Brilliant sunshine and boating fun at Ironbridge Coracle Regatta - in pictures
The Ironbridge Gorge was filled with dozens of the peculiar circular boats it became famous for while spectators packed the riverbanks, at the latest Ironbridge Coracle Regatta.
Blazing bank holiday sun meant that even those who became unstuck from the tricky boats while racing and fell into the river didn't mind too much.
The popular event centred on Ironbridge Rowing Club and was organised by the Ironbridge Coracle Trust and the Small Woods Association.
People came from across the UK bearing their own home-made boats to compete in off-beat races for all ages, while a mini festival that included traditional sideshows sprung up nearby to keep everyone fed, watered and entertained.
The summery soundtrack of live ukulele music and burgers sizzling on the grill was punctuated periodically by a starting gun signalling the start of the frantic coracle races.
There were categories for all levels of ability, and anyone brave enough to take on a coracle could hire a boat for £1 and give it a go.
Telford residents Cheryl Fellows and Miles Chambers visited for the afternoon.

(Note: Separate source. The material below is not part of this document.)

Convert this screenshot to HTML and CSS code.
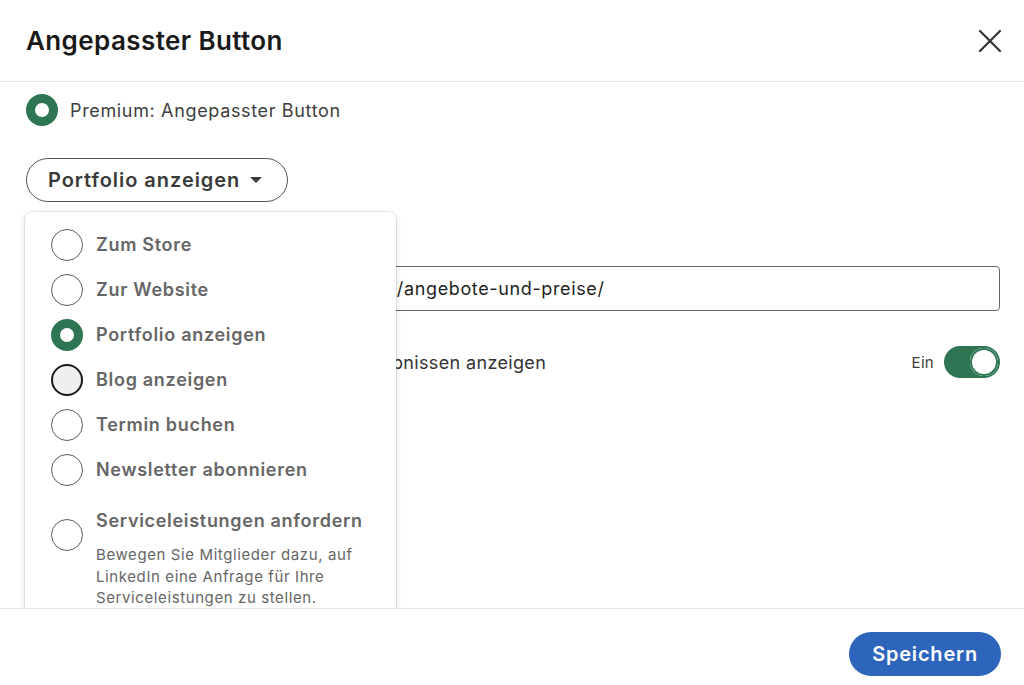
FILE: index.html
```html
<!DOCTYPE html>
<html lang="de">
<head>
<meta charset="utf-8">
<title>Angepasster Button</title>
<link rel="stylesheet" href="styles.css">
</head>
<body>
<div class="modal">
  <header class="modal-header">
    <h1 class="modal-title">Angepasster Button</h1>
    <button class="close-btn" aria-label="Schließen">
      <svg width="24" height="24" viewBox="0 0 24 24"><path d="M2 2 L22 22 M22 2 L2 22" stroke="#333" stroke-width="2.2" stroke-linecap="round" fill="none"/></svg>
    </button>
  </header>
  <main class="modal-body">
    <label class="premium-row">
      <span class="radio radio-on"></span>
      <span class="premium-text">Premium: Angepasster Button</span>
    </label>
    <button class="select-btn">Portfolio anzeigen <span class="caret"></span></button>

    <div class="field">
      <div class="field-label">Button-URL*</div>
      <div class="input">https://www.meine-firmen-webseite.de/angebote-und-preise/</div>
    </div>

    <div class="toggle-row">
      <span class="toggle-label">Den angepassten Button in den Suchergebnissen anzeigen</span>
      <span class="toggle-state">Ein</span>
      <span class="toggle"><span class="knob"></span></span>
    </div>

    <div class="menu">
      <div class="menu-item"><span class="radio"></span><span class="item-text">Zum Store</span></div>
      <div class="menu-item"><span class="radio"></span><span class="item-text">Zur Website</span></div>
      <div class="menu-item"><span class="radio radio-on"></span><span class="item-text">Portfolio anzeigen</span></div>
      <div class="menu-item"><span class="radio radio-hover"></span><span class="item-text">Blog anzeigen</span></div>
      <div class="menu-item"><span class="radio"></span><span class="item-text">Termin buchen</span></div>
      <div class="menu-item"><span class="radio"></span><span class="item-text">Newsletter abonnieren</span></div>
      <div class="menu-item menu-item-desc">
        <span class="radio"></span>
        <div class="item-block">
          <span class="item-text">Serviceleistungen anfordern</span>
          <p class="item-desc">Bewegen Sie Mitglieder dazu, auf LinkedIn eine Anfrage für Ihre Serviceleistungen zu stellen.</p>
        </div>
      </div>
    </div>
  </main>
  <footer class="modal-footer">
    <button class="save-btn">Speichern</button>
  </footer>
</div>
</body>
</html>
```
FILE: styles.css
```css
* { box-sizing: border-box; }
html, body { margin: 0; padding: 0; background: #fff; }
body {
  font-family: Inter, "Liberation Sans", Arial, sans-serif;
  color: #1f1f1f;
  width: 1024px;
  height: 685px;
  overflow: hidden;
}
.modal {
  display: flex;
  flex-direction: column;
  height: 685px;
}
.modal-header {
  height: 82px;
  flex: none;
  display: flex;
  align-items: center;
  justify-content: space-between;
  padding: 0 22px 0 26px;
  border-bottom: 1px solid #e6e6e6;
}
.modal-title {
  margin: 0;
  font-size: 26px;
  font-weight: 600;
  color: #1a1a1a;
  letter-spacing: 0.4px;
}
.close-btn {
  border: 0;
  background: none;
  padding: 0;
  width: 24px;
  height: 24px;
  cursor: pointer;
}
.modal-body {
  position: relative;
  flex: 1;
  overflow: hidden;
  padding: 12px 24px 0 26px;
}
.premium-row {
  display: flex;
  align-items: center;
  gap: 12px;
  height: 32px;
}
.premium-text {
  font-size: 18px;
  letter-spacing: 0.65px;
  color: #404040;
}
.radio {
  width: 32px;
  height: 32px;
  flex: none;
  border-radius: 50%;
  border: 1.5px solid #5e5e5e;
  background: #fff;
}
.radio-on {
  border: 9px solid #2e7653;
}
.radio-hover {
  border: 2px solid #1a1a1a;
  background: #efefef;
}
.select-btn {
  margin-top: 32px;
  height: 44px;
  display: inline-flex;
  align-items: center;
  gap: 10px;
  padding: 0 25px 0 21px;
  border: 1.5px solid #555;
  border-radius: 22px;
  background: #fff;
  font-family: inherit;
  font-size: 20px;
  font-weight: 600;
  letter-spacing: 0.95px;
  color: #3a3a3a;
}
.caret {
  width: 0;
  height: 0;
  border-left: 6px solid transparent;
  border-right: 6px solid transparent;
  border-top: 6px solid #3a3a3a;
  margin-left: 0;
}
.field {
  margin-top: 23px;
}
.field-label {
  font-size: 15px;
  color: #555;
  height: 41px;
  padding-top: 20px;
}
.input {
  height: 45px;
  border: 1px solid #666;
  border-radius: 4px;
  display: flex;
  align-items: center;
  padding: 0 12px;
  font-size: 18px;
  letter-spacing: 0.63px;
  color: #1f1f1f;
  white-space: nowrap;
  overflow: hidden;
}
.toggle-row {
  margin-top: 35px;
  display: flex;
  align-items: center;
  height: 32px;
}
.toggle-label {
  flex: 1;
  font-size: 18px;
  letter-spacing: 0.35px;
  color: #333;
}
.toggle-state {
  font-size: 15px;
  letter-spacing: 0.3px;
  color: #404040;
  margin-right: 10px;
}
.toggle {
  width: 56px;
  height: 32px;
  border-radius: 16px;
  background: #2e7653;
  display: flex;
  align-items: center;
  justify-content: flex-end;
  padding: 2px;
}
.knob {
  width: 28px;
  height: 28px;
  border-radius: 50%;
  background: #fff;
  box-shadow: inset 0 0 0 2px #2e7653, inset 0 0 0 3px #fff;
}
.menu {
  position: absolute;
  top: 130px;
  left: 25px;
  width: 371px;
  height: 420px;
  background: #fff;
  border-radius: 8px 8px 0 0;
  box-shadow: 0 0 0 1px rgba(0,0,0,0.08), 0 2px 6px rgba(0,0,0,0.15);
  padding: 10px 0 0 26px;
}
.menu-item {
  display: flex;
  align-items: center;
  gap: 13px;
  height: 45px;
}
.item-text {
  font-size: 18px;
  font-weight: 600;
  letter-spacing: 0.7px;
  color: #666;
}
.menu-item-desc {
  height: auto;
  margin-top: 18px;
  align-items: flex-start;
}
.menu-item-desc .radio {
  margin-top: 9px;
}
.item-block {
  display: flex;
  flex-direction: column;
  padding-right: 20px;
}
.item-desc {
  margin: 13px 0 0;
  font-size: 15px;
  letter-spacing: 0.6px;
  line-height: 21.5px;
  color: #666;
}
.modal-footer {
  flex: none;
  height: 77px;
  border-top: 1px solid #e6e6e6;
  display: flex;
  align-items: flex-start;
  justify-content: flex-end;
  padding: 23px 23px 0 0;
}
.save-btn {
  height: 44px;
  padding: 0 23px;
  border: 0;
  border-radius: 22px;
  background: #2d64bc;
  color: #fff;
  font-family: inherit;
  font-size: 20px;
  font-weight: 600;
  letter-spacing: 0.8px;
}
```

Cheryl said: "I live just in Horsehay. We come most years for the bank holiday regatta.
"It's been beautiful but most years we've been here it's been absolutely scorching. They seem to be really lucky with it most years.
"It's pretty standard fare as it is every year, lots of people falling in. I like the bit where they get the novices to have a go, that's always the most amusing.
"They're tricky things to ride in. They usually do team races and I always enjoy watching those because they really are competitive – they do cheat really badly!
"It's nice, it's great for kids and it's just a nice way to spend an afternoon."
Miles said: "It's good they do it every year and they always get a good turnout like this, which is good for the effort they put in."
Groups from the gorge pulled together to help the event run smoothly, and Graham Peet of the Ironbridge Coracle Trust spent the day enthusing to visitors about the famous coracle-making Rogers family of Ironbridge. The last Rogers, Eustace, died in 2003.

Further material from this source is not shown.